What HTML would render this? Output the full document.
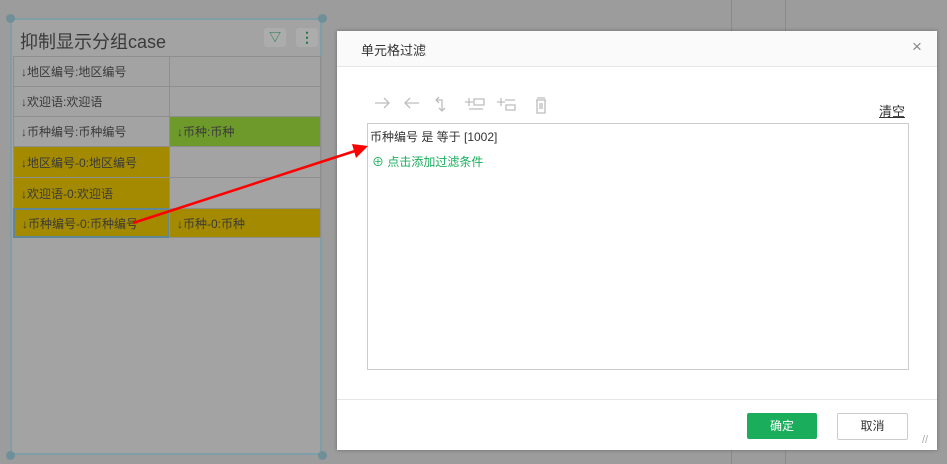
<!DOCTYPE html><html><head><style>
body{margin:0;width:947px;height:464px;background:#9c9c9c;position:relative;overflow:hidden;font-family:"Liberation Sans","Noto Sans CJK SC",sans-serif;}
.a{position:absolute}
.cell{position:absolute;box-sizing:border-box;border:1px solid #8e8e8e;font-size:12px;color:#3a3a3a;padding-left:7px;display:flex;align-items:center}
</style></head><body>
<div class="a" style="left:731px;top:0;width:1px;height:464px;background:#8a8a8a"></div>
<div class="a" style="left:785px;top:0;width:1px;height:464px;background:#8a8a8a"></div>
<div class="a" style="left:10px;top:18px;width:312px;height:437px;border:2px solid #7f9ea8;box-sizing:border-box;background:#a3a3a3"></div>
<div class="a" style="left:6px;top:14px;width:9px;height:9px;border-radius:50%;background:#6f8f99"></div>
<div class="a" style="left:318px;top:14px;width:9px;height:9px;border-radius:50%;background:#6f8f99"></div>
<div class="a" style="left:6px;top:451px;width:9px;height:9px;border-radius:50%;background:#6f8f99"></div>
<div class="a" style="left:318px;top:451px;width:9px;height:9px;border-radius:50%;background:#6f8f99"></div>
<div class="a" style="left:20px;top:28px;font-size:18px;color:#3a3a3a">抑制显示分组case</div>
<div class="a" style="left:264px;top:28px;width:22px;height:19px;background:#acacac;border-radius:3px;color:#1c7a44;font-size:12px;text-align:center;line-height:19px">▽</div>
<div class="a" style="left:296px;top:28px;width:22px;height:19px;background:#acacac;border-radius:3px;color:#1c7a44;font-size:14px;font-weight:bold;text-align:center;line-height:19px">⋮</div>
<div class="cell" style="left:13px;top:56px;width:157px;height:31px">↓地区编号:地区编号</div>
<div class="cell" style="left:169px;top:56px;width:152px;height:31px"></div>
<div class="cell" style="left:13px;top:86px;width:157px;height:31px">↓欢迎语:欢迎语</div>
<div class="cell" style="left:169px;top:86px;width:152px;height:31px"></div>
<div class="cell" style="left:13px;top:116px;width:157px;height:31px">↓币种编号:币种编号</div>
<div class="cell" style="left:169px;top:116px;width:152px;height:31px;background:#6d9a2a">↓币种:币种</div>
<div class="cell" style="left:13px;top:146px;width:157px;height:32px;background:#a38a00">↓地区编号-0:地区编号</div>
<div class="cell" style="left:169px;top:146px;width:152px;height:32px"></div>
<div class="cell" style="left:13px;top:177px;width:157px;height:32px;background:#a38a00">↓欢迎语-0:欢迎语</div>
<div class="cell" style="left:169px;top:177px;width:152px;height:32px"></div>
<div class="cell" style="left:13px;top:208px;width:157px;height:30px;background:#a38a00;border:2px solid #5f8796">↓币种编号-0:币种编号</div>
<div class="cell" style="left:169px;top:208px;width:152px;height:30px;background:#a38a00">↓币种-0:币种</div>
<div class="a" style="left:337px;top:31px;width:600px;height:419px;background:#fff;box-shadow:0 0 4px rgba(0,0,0,.3)">
<div class="a" style="left:0;top:0;width:600px;height:35px;background:#fafafa;border-bottom:1px solid #e6e6e6"></div>
<div class="a" style="left:24px;top:9px;font-size:13px;color:#333">单元格过滤</div>
<div class="a" style="left:575px;top:6px;font-size:17px;color:#888">×</div>
<svg class="a" style="left:36px;top:62px" width="180" height="22" fill="none" stroke="#bdbdbd" stroke-width="1.3">
<path d="M2 10h14M11 5l5 5-5 5"/><path d="M32 10h14M37 5l-5 5 5 5"/>
<path d="M66 4l-3 3 3 3M63 7h6v11M66 15l3 3 3-3"/>
<path d="M96 5v8M92 9h8M101 6h10v6h-10zM96 16h14"/>
<path d="M128 5v8M124 9h8M132 7h10M133 12h9v5h-9z"/>
<path d="M164 5h8M163 7h10M164 7v13h8V7M167 10v6M169 10v6"/>
</svg>
<div class="a" style="left:542px;top:70px;font-size:13px;color:#333;text-decoration:underline">清空</div>
<div class="a" style="left:30px;top:92px;width:540px;height:245px;border:1px solid #ccc"></div>
<div class="a" style="left:33px;top:97px;font-size:12px;color:#333">币种编号 是 等于 [1002]</div>
<div class="a" style="left:35px;top:122px;font-size:12px;color:#1aae5c">⊕ 点击添加过滤条件</div>
<div class="a" style="left:0;top:368px;width:600px;height:1px;background:#e6e6e6"></div>
<div class="a" style="left:410px;top:382px;width:70px;height:26px;background:#1aae5c;border-radius:2px;color:#fff;font-size:12px;text-align:center;line-height:26px">确定</div>
<div class="a" style="left:500px;top:382px;width:69px;height:25px;border:1px solid #ccc;border-radius:2px;color:#333;font-size:12px;text-align:center;line-height:25px">取消</div>
<div class="a" style="left:585px;top:403px;font-size:11px;color:#aaa">//</div>
</div>
<svg class="a" style="left:0;top:0" width="947" height="464"><line x1="133" y1="223" x2="358" y2="150" stroke="#f00" stroke-width="2.5"/><polygon points="368,146 352,144 356,158" fill="#f00"/></svg>
</body></html>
◇ ◇ ◇ ◇ ◇
## Aim
Every line is to be duplicated exactly, though pictures stay out.

## Problem solution
What HTML would render this? Output the full document.
<!DOCTYPE html><html><head><style>
body{margin:0;width:947px;height:464px;background:#9c9c9c;position:relative;overflow:hidden;font-family:"Liberation Sans","Noto Sans CJK SC",sans-serif;}
.a{position:absolute}
.cell{position:absolute;box-sizing:border-box;border:1px solid #8e8e8e;font-size:12px;color:#3a3a3a;padding-left:7px;display:flex;align-items:center}
</style></head><body>
<div class="a" style="left:731px;top:0;width:1px;height:464px;background:#8a8a8a"></div>
<div class="a" style="left:785px;top:0;width:1px;height:464px;background:#8a8a8a"></div>
<div class="a" style="left:10px;top:18px;width:312px;height:437px;border:2px solid #7f9ea8;box-sizing:border-box;background:#a3a3a3"></div>
<div class="a" style="left:6px;top:14px;width:9px;height:9px;border-radius:50%;background:#6f8f99"></div>
<div class="a" style="left:318px;top:14px;width:9px;height:9px;border-radius:50%;background:#6f8f99"></div>
<div class="a" style="left:6px;top:451px;width:9px;height:9px;border-radius:50%;background:#6f8f99"></div>
<div class="a" style="left:318px;top:451px;width:9px;height:9px;border-radius:50%;background:#6f8f99"></div>
<div class="a" style="left:20px;top:28px;font-size:18px;color:#3a3a3a">抑制显示分组case</div>
<div class="a" style="left:264px;top:28px;width:22px;height:19px;background:#acacac;border-radius:3px;color:#1c7a44;font-size:12px;text-align:center;line-height:19px">▽</div>
<div class="a" style="left:296px;top:28px;width:22px;height:19px;background:#acacac;border-radius:3px;color:#1c7a44;font-size:14px;font-weight:bold;text-align:center;line-height:19px">⋮</div>
<div class="cell" style="left:13px;top:56px;width:157px;height:31px">↓地区编号:地区编号</div>
<div class="cell" style="left:169px;top:56px;width:152px;height:31px"></div>
<div class="cell" style="left:13px;top:86px;width:157px;height:31px">↓欢迎语:欢迎语</div>
<div class="cell" style="left:169px;top:86px;width:152px;height:31px"></div>
<div class="cell" style="left:13px;top:116px;width:157px;height:31px">↓币种编号:币种编号</div>
<div class="cell" style="left:169px;top:116px;width:152px;height:31px;background:#6d9a2a">↓币种:币种</div>
<div class="cell" style="left:13px;top:146px;width:157px;height:32px;background:#a38a00">↓地区编号-0:地区编号</div>
<div class="cell" style="left:169px;top:146px;width:152px;height:32px"></div>
<div class="cell" style="left:13px;top:177px;width:157px;height:32px;background:#a38a00">↓欢迎语-0:欢迎语</div>
<div class="cell" style="left:169px;top:177px;width:152px;height:32px"></div>
<div class="cell" style="left:13px;top:208px;width:157px;height:30px;background:#a38a00;border:2px solid #5f8796">↓币种编号-0:币种编号</div>
<div class="cell" style="left:169px;top:208px;width:152px;height:30px;background:#a38a00">↓币种-0:币种</div>
<div class="a" style="left:337px;top:31px;width:600px;height:419px;background:#fff;box-shadow:0 0 4px rgba(0,0,0,.3)">
<div class="a" style="left:0;top:0;width:600px;height:35px;background:#fafafa;border-bottom:1px solid #e6e6e6"></div>
<div class="a" style="left:24px;top:9px;font-size:13px;color:#333">单元格过滤</div>
<div class="a" style="left:575px;top:6px;font-size:17px;color:#888">×</div>
<svg class="a" style="left:36px;top:62px" width="180" height="22" fill="none" stroke="#bdbdbd" stroke-width="1.3">
<path d="M2 10h14M11 5l5 5-5 5"/><path d="M32 10h14M37 5l-5 5 5 5"/>
<path d="M66 4l-3 3 3 3M63 7h6v11M66 15l3 3 3-3"/>
<path d="M96 5v8M92 9h8M101 6h10v6h-10zM96 16h14"/>
<path d="M128 5v8M124 9h8M132 7h10M133 12h9v5h-9z"/>
<path d="M164 5h8M163 7h10M164 7v13h8V7M167 10v6M169 10v6"/>
</svg>
<div class="a" style="left:542px;top:70px;font-size:13px;color:#333;text-decoration:underline">清空</div>
<div class="a" style="left:30px;top:92px;width:540px;height:245px;border:1px solid #ccc"></div>
<div class="a" style="left:33px;top:97px;font-size:12px;color:#333">币种编号 是 等于 [1002]</div>
<div class="a" style="left:35px;top:122px;font-size:12px;color:#1aae5c">⊕ 点击添加过滤条件</div>
<div class="a" style="left:0;top:368px;width:600px;height:1px;background:#e6e6e6"></div>
<div class="a" style="left:410px;top:382px;width:70px;height:26px;background:#1aae5c;border-radius:2px;color:#fff;font-size:12px;text-align:center;line-height:26px">确定</div>
<div class="a" style="left:500px;top:382px;width:69px;height:25px;border:1px solid #ccc;border-radius:2px;color:#333;font-size:12px;text-align:center;line-height:25px">取消</div>
<div class="a" style="left:585px;top:403px;font-size:11px;color:#aaa">//</div>
</div>
<svg class="a" style="left:0;top:0" width="947" height="464"><line x1="133" y1="223" x2="358" y2="150" stroke="#f00" stroke-width="2.5"/><polygon points="368,146 352,144 356,158" fill="#f00"/></svg>
</body></html>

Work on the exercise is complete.